The prospective basinal area covers approximately 3.2 million sq mi (statute; 8.3 million sq km) and contains approximately 6 million cu mi (25 million cu km) of sedimentary rock above basement or 30,000 ft (9,144 m). Other less prospective areas are, in the aggregate, large.
The prospective area has not been explored adequately. Many high-potential areas are indicated by the geology and extent of exploration, particularly in parts of Alaska, California, Colorado, Louisiana, Mississippi, Montana, New Mexico, North Dakota, Oklahoma, Texas, Utah, and Wyoming, and in parts of the offshore of Alaska, California, Louisiana, and Texas. The prospective Atlantic, Florida, and Alaska continental shelves, and the entire continental slope, barely have been touched by drilling, and other prospective areas and depths on land and the continental shelf remain largely unexplored.
Estimates of potential crude oil reserves of the basinal area only, exclusive of known reserves, range from 227 to 436 billion bbl of original oil in place. The potential probably exceeds the mean of 332 billion bbl. Approximately 32 percent of the oil in place would be recoverable at known rates of recovery. Ultimately, the rate of recovery may reach 60 percent.
Estimates of potential natural gas reserves exclusive of known reserves range from 595 to 1,227 trillion cu ft of recoverable natural gas. The gas potential also probably exceeds the mean of 911 trillion cu ft.
The ultimate petroleum potential of the United States, including known reserves, may exceed 432 billion bbl of crude oil, 1,543 trillion cu ft of natural gas, and 49 billion bbl of natural gas liquids.
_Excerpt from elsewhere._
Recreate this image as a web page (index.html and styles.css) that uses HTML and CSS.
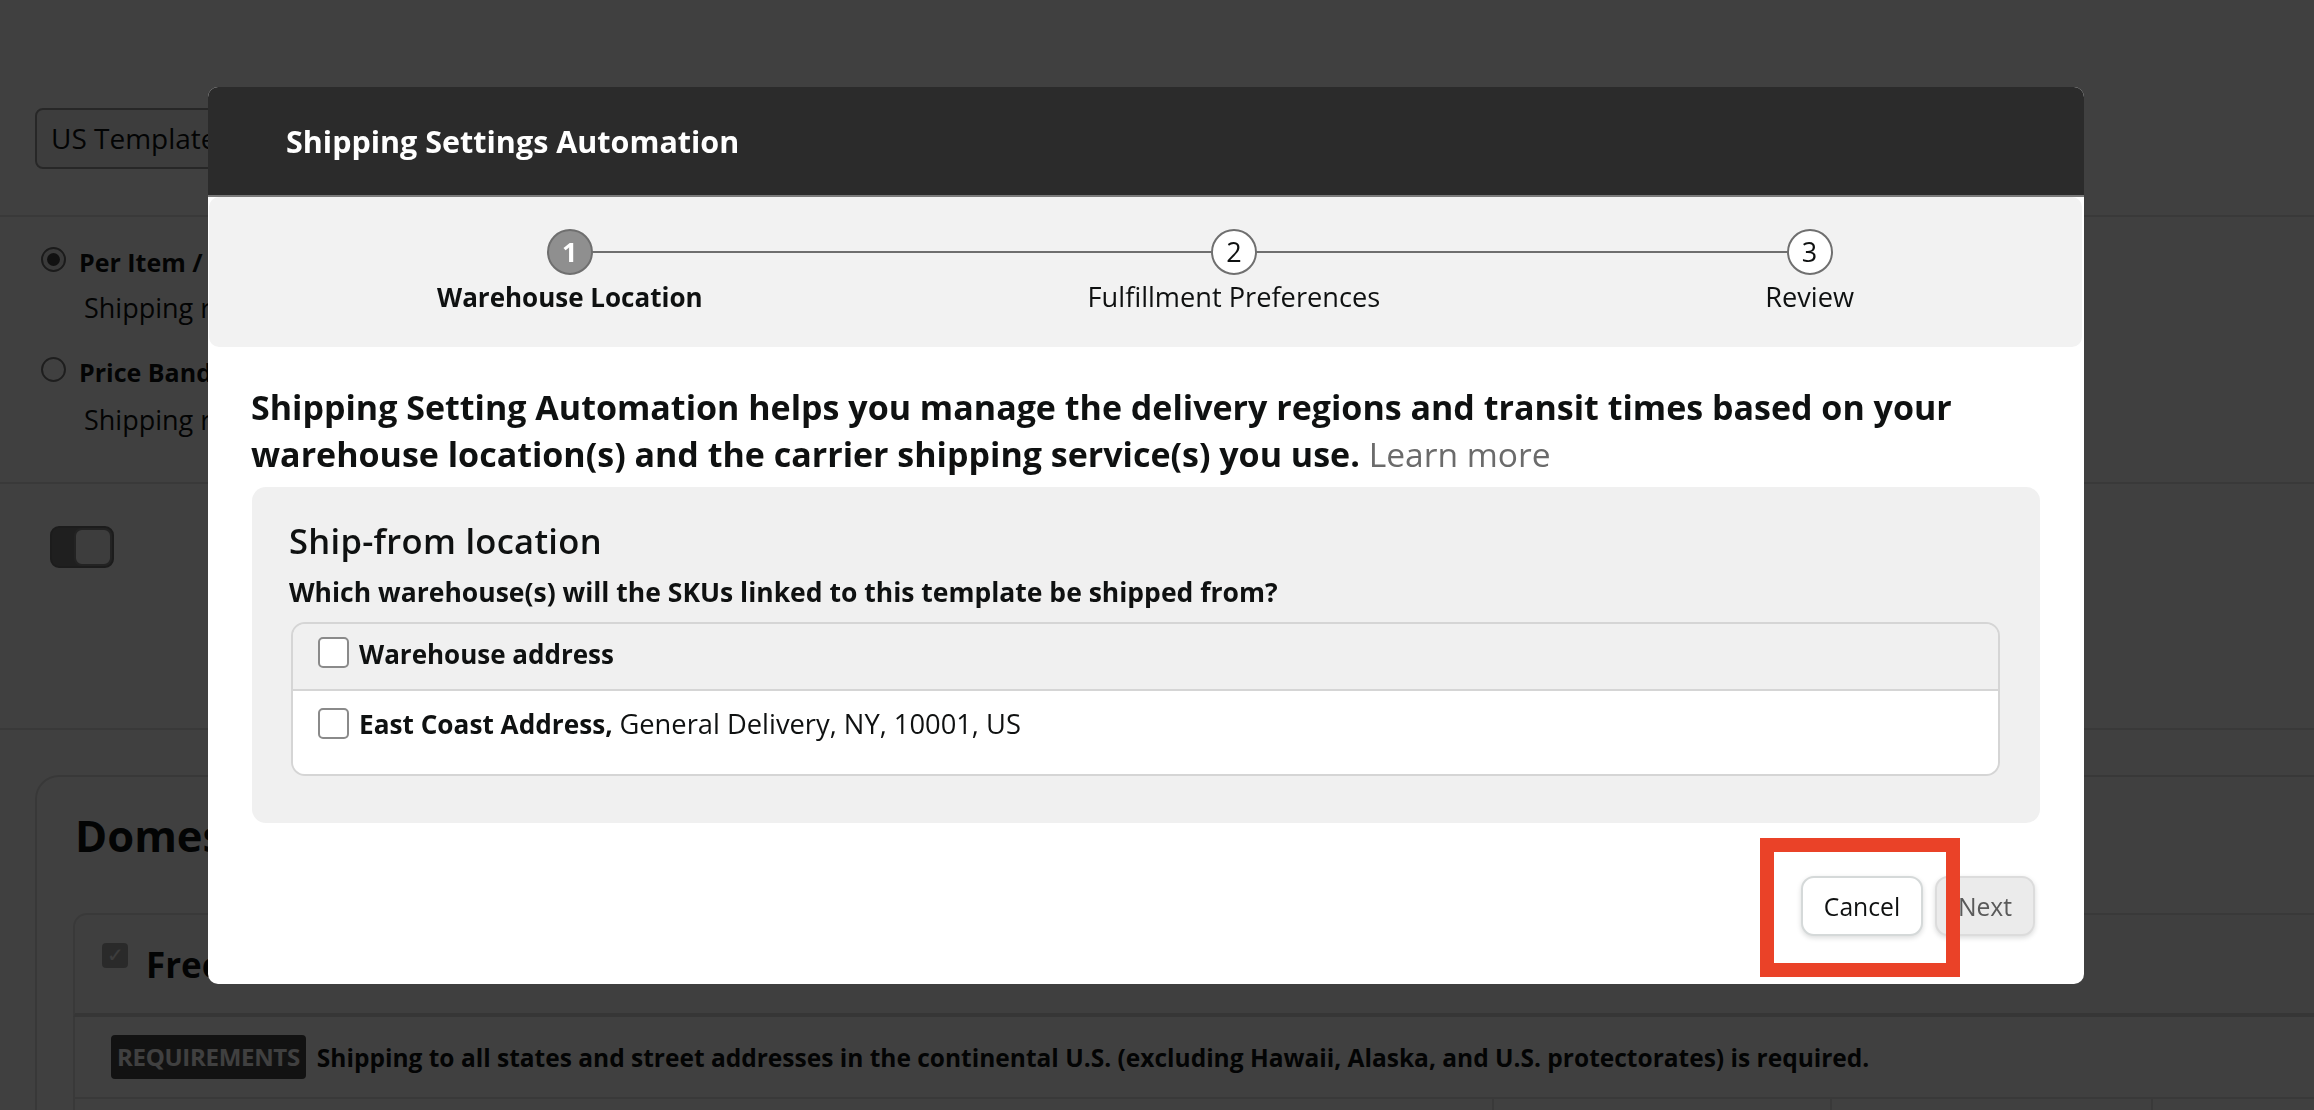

Finding and developing the large petroleum potential will require a great amount of drilling because a significant percentage of the visualized undiscovered crude oil and natural gas is in stratigraphic traps, combination stratigraphic and structural traps, reefs, and complex structural situations. Estimates of future domestic demand call for accelerated exploration. To the extent that policies of industry and government militate against accelerated exploration, particularly drilling, a high percentage of the petroleum resources of the United States will not be reduced to possession.